L’autel a été érigé en plein cœur de la capitale, sur la place
Pilsudski. C’est à cet endroit même que le pape polonais Jean Paul II,
lors de sa première visite après son élection en 1979, avait dit la
messe et lancé sa célèbre phrase:
«N’ayez pas peur!». Aux
temps du communisme, cela avait été interprété comme un encouragement à
la résistance au régime. Un an plus tard, le plus grand mouvement
anticommuniste à l’Est naissait: le syndicat indépendant Solidarnosc.
Mais cette fois, l’autel est sombre.
Au centre, une immense croix blanche s’élance vers le ciel et de
chaque côté, sur le fond de la tribune, on a apposé les photos en noir
et blanc des victimes du crash du Tupolev présidentiel. Sinistre
mosaïque. La cérémonie débute par deux minutes de silence. Tous se
figent, les rares voitures –la circulation est en bonne partie
interdite- s’arrêtent, alors que les sirènes retentissent de façon
ininterrompue. Suit la lecture des noms des victimes, puis un extrait
de l’Apocalypse selon Saint Jean.
«La Pologne n’a jamais rien connu de pareil»De nombreux Polonais, comme le veut le deuil catholique, sont venus
en tenue sombre. La plupart arborent un badge ou un autocollant sur la
poitrine représentant le drapeau national rouge et blanc barré d’un
ruban noir. Dans les bus et les trams gratuits pour la circonstance, on
voit de vieilles femmes pleurer. Les gens sont aussi venus de province
en train – les allers-retours ont été fixée à 50 zlotys (20 euros).

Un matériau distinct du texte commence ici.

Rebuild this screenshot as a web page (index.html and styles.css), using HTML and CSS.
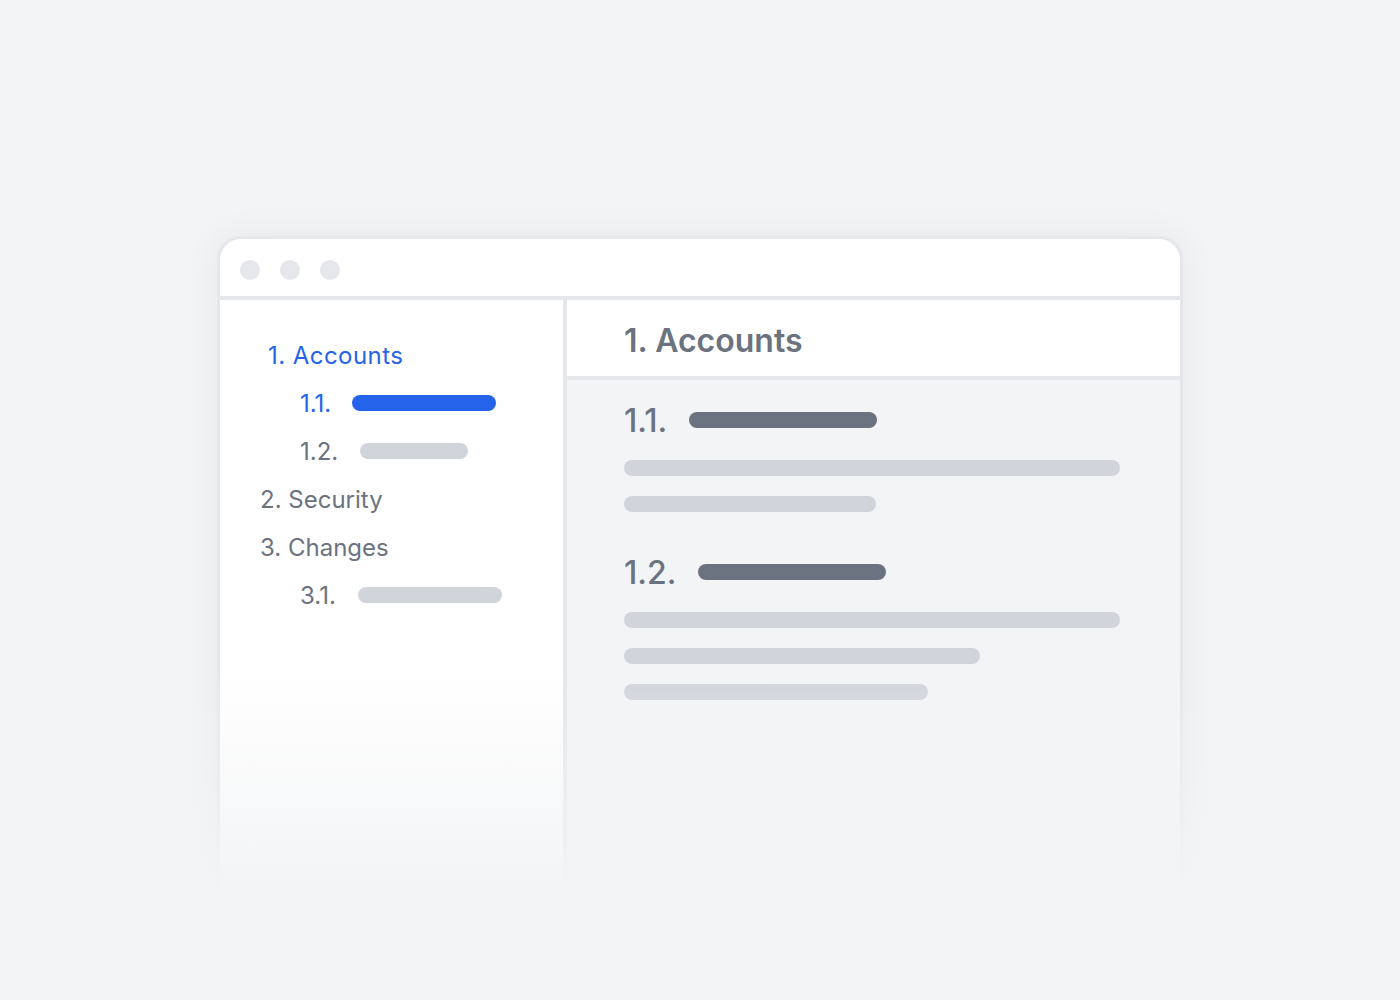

Dans les grandes occasions, notamment les célébrations des tragédies
nationales, les Polonais aiment afficher les traditions. Certains ont
mis leur costume national. D’autres portent leurs uniformes d’apparat –
les mineurs notamment avec leurs toques à plumes – ou des étendards
avec les armoiries de leurs régions.
Mais ce n’est pas seulement un retour au passé. On s’est aussi
organisé via internet pour partager des voitures … Andrzej, pâtissier
de 76 ans à la retraite, s’est porté volontaire pour veiller à ce que
les gens circulent dans les bonnes allées.
«Il s’est passé quelque chose de terrible, d’inoubliable, explique-t-il,
tant de personnes disparues d’un coup, la Pologne n’a jamais rien connu de pareil.» Comme beaucoup, il ajoute être venu saluer la mémoire d’un
«grand patriote», Lech Kaczynski.
«On est venu en train à 40»Rarement on a vu autant de scouts – filles en jupes et grosses
chaussettes, garçons en foulards et shorts au genou. Ils ont été
mobilisés dans tout le pays pour assurer le bon déroulement de la
cérémonie côté public. Trois scouts, en vert kaki et drôle de
casquettes à visière, sont arrivés à l’aube de la ville de Bydgoszcz.
L’un a 24 ans, les deux autres, 16 ans.
«On est venu en train à 40, racontent-ils,
on a appris notre mission en arrivant: distribuer des bouteilles d’eau et veiller à ce que les gens circulent calmement». «C’est une tragédie nationale, c’est triste pour chacun de nous, dit l’aîné,
il faut que le pays soit uni. En plus ils allaient à Katyn (lieu du massacre de 22000 officiers polonais par les Soviétiques en 1940).»
A 18 heures, les cercueils du président et de son épouse Maria
devaient être transférés dans la cathédrale de Varsovie où une autre
messe devait être dite, privée celle-là.
(Crédit: Petr Josek Snr / Reuters)Puis les cercueils seront transportés dimanche matin probablement
par train à Cracovie, pour être inhumés dans la cathédrale des rois de
Pologne, au château de Wawel. Des dizaines de chefs d’Etat étrangers -
dont l’américain Barack Obama et le russe Dmitri Medvedev –étaient
attendus à ces funérailles. Mais avec le nuage de cendres dans le ciel
européen, on prévoyait de nombreuses annulations.